Moreover, in Smiley v State, 354 So.2d 922 (Fla. 2d DCA 1978), the Court reversed the conviction of a defendant who had obstructed the arrest of his sister, since the sister’s arrest was found to be unlawful. Therefore, if the initial arrest of the Defendant’s father is found to be unlawful, the Defendant’s own charge of Resisting Officer Without Violence through his alleged obstruction of the officers’ duties would fail.

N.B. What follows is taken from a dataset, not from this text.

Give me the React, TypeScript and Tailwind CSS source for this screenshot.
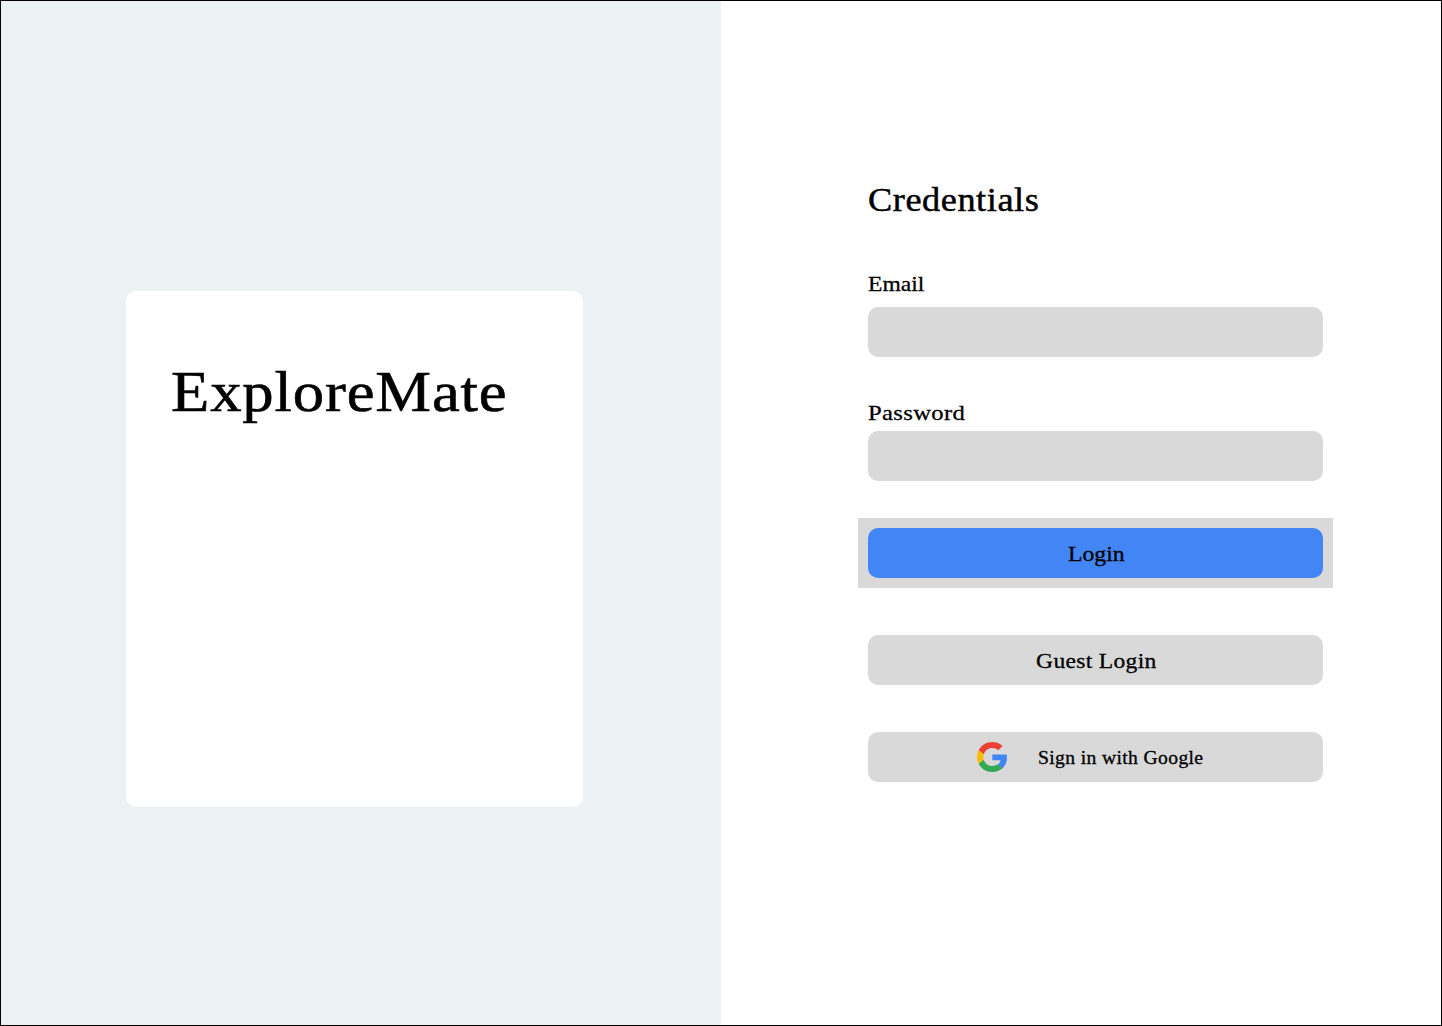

With regard to the Defendant’s charge of Resisting Officer Without Violence for allegedly providing a false name to the officers, the providing of such false information may, in fact, constitute such a crime. Rumph v State, 544 So.2d 1150 (Fla. 5th DCA 1989). However, if the false information is corrected before any harm is done or any investigation is impeded, a conviction for Resisting Officer Without Violence will not stand. Steele v State, 537 So.2d 711 (Fla. 5th DCA 1989); P.P. v State, 466 So.2d 1140 (Fla. 3d DCA 1985).

Also, as indicated above, it must be pointed out that the Defendant’s alleged offense of giving a false name may not survive if his initial arrest for allegedly obstructing or opposing the officers was unlawful. Whether that initial arrest was unlawful, of course, depend upon a determination of whether or not his actions were sufficient to give the officers substantial reason to believe that he was committing a misdemeanor. Rosenberg, supra. Additionally, as indicated above, the lawfulness of the Defendant’s arrest for allegedly obstructing the officers may, in turn, depend upon the lawfulness of his father’s arrest for Disorderly Conduct. Consequently, both of the Defendant’s charges of Resisting Officer Without Violence could very well be decided on the basis of the lawfulness of his father’s arrest for Disorderly Conduct.

Despite the intriguing nature of the merits of these issues, it is not necessary to examine them in order to decide the issue now before the Court. For the procedural reasons stated above, the Defendant’s Motion to Dismiss is denied.

DONE AND ORDERED in chambers at Panama City, Bay County, Florida, this 29 th day of May, 1991.